== What you are asked to do ==
Extract all lines from the data beneath that include the word "components".

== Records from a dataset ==
___
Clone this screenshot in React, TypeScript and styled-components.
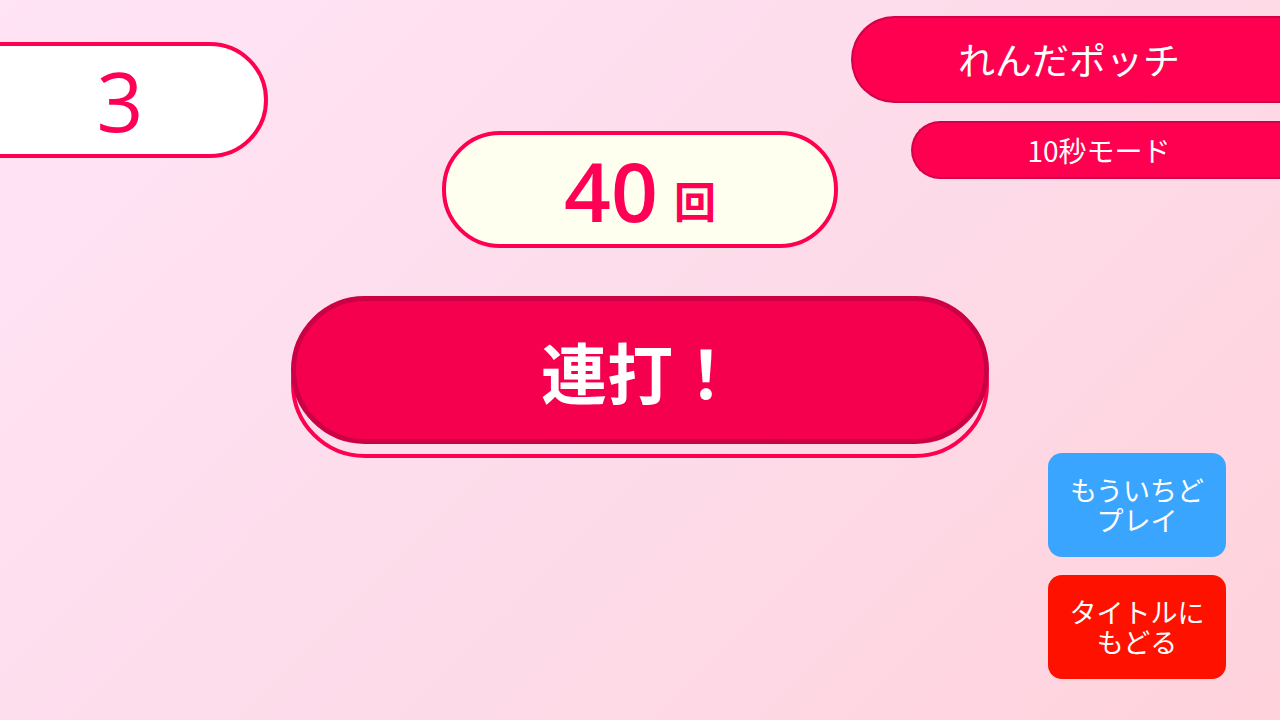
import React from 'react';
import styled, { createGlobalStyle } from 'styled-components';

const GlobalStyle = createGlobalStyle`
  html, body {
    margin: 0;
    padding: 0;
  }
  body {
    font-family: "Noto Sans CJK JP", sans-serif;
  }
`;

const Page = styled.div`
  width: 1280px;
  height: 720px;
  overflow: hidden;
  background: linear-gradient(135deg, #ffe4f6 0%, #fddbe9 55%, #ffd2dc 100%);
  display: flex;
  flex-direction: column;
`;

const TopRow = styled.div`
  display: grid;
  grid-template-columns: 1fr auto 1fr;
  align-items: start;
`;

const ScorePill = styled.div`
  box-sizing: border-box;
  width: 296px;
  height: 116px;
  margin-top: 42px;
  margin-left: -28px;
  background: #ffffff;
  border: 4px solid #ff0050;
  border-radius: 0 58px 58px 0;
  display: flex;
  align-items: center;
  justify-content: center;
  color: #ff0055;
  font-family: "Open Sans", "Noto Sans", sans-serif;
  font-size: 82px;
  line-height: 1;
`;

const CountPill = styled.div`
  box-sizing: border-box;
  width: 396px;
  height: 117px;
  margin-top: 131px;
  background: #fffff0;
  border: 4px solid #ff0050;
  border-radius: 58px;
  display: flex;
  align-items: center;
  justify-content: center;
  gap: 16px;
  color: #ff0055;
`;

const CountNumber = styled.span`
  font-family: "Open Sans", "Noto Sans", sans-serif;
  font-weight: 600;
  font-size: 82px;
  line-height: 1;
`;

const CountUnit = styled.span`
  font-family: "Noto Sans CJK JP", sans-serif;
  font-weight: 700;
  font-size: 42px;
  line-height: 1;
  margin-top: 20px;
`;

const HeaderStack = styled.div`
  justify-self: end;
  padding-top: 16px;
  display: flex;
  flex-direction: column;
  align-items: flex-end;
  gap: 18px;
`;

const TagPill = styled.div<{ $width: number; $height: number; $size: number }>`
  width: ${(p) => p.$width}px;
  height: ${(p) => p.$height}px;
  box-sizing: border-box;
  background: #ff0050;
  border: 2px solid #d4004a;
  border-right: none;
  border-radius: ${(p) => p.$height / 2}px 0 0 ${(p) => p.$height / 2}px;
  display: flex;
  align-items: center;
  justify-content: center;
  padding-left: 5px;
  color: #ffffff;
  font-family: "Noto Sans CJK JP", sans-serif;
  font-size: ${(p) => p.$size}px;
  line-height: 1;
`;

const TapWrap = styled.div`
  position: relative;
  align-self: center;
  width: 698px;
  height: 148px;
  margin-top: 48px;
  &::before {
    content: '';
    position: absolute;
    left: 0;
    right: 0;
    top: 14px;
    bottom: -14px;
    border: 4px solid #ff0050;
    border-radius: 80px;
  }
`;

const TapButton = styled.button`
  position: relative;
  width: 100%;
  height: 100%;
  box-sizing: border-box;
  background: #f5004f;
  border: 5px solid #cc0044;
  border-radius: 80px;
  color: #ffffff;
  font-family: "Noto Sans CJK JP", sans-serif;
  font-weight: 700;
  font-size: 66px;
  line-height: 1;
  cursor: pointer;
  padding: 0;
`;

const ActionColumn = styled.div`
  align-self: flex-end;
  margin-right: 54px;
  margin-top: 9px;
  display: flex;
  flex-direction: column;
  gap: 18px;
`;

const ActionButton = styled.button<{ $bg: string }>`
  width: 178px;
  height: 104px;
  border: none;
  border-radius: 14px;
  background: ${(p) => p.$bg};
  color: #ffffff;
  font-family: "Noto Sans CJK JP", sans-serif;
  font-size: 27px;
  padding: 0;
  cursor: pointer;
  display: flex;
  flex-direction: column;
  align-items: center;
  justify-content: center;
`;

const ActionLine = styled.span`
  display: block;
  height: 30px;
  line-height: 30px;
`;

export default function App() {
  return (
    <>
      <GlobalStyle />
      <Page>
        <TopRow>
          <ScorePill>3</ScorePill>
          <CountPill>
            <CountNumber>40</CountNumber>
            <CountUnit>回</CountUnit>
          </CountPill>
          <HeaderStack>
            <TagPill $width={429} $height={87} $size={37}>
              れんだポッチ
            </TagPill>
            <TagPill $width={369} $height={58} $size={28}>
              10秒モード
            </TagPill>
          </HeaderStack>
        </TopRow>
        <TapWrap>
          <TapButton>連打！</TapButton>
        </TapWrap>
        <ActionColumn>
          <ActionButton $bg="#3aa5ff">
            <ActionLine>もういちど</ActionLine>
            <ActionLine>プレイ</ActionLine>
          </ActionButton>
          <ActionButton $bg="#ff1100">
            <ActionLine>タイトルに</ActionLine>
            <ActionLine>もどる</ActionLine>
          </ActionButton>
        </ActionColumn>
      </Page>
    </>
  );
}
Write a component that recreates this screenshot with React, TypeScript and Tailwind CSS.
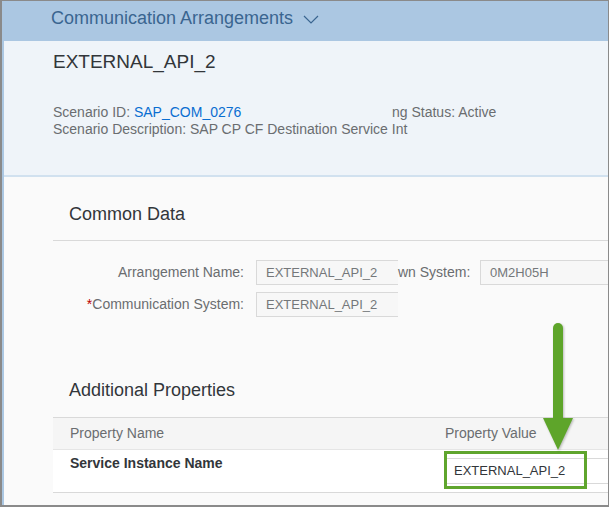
___
== Expected answer ==
Clone this screenshot in React, TypeScript and styled-components.
import styled, { createGlobalStyle } from 'styled-components';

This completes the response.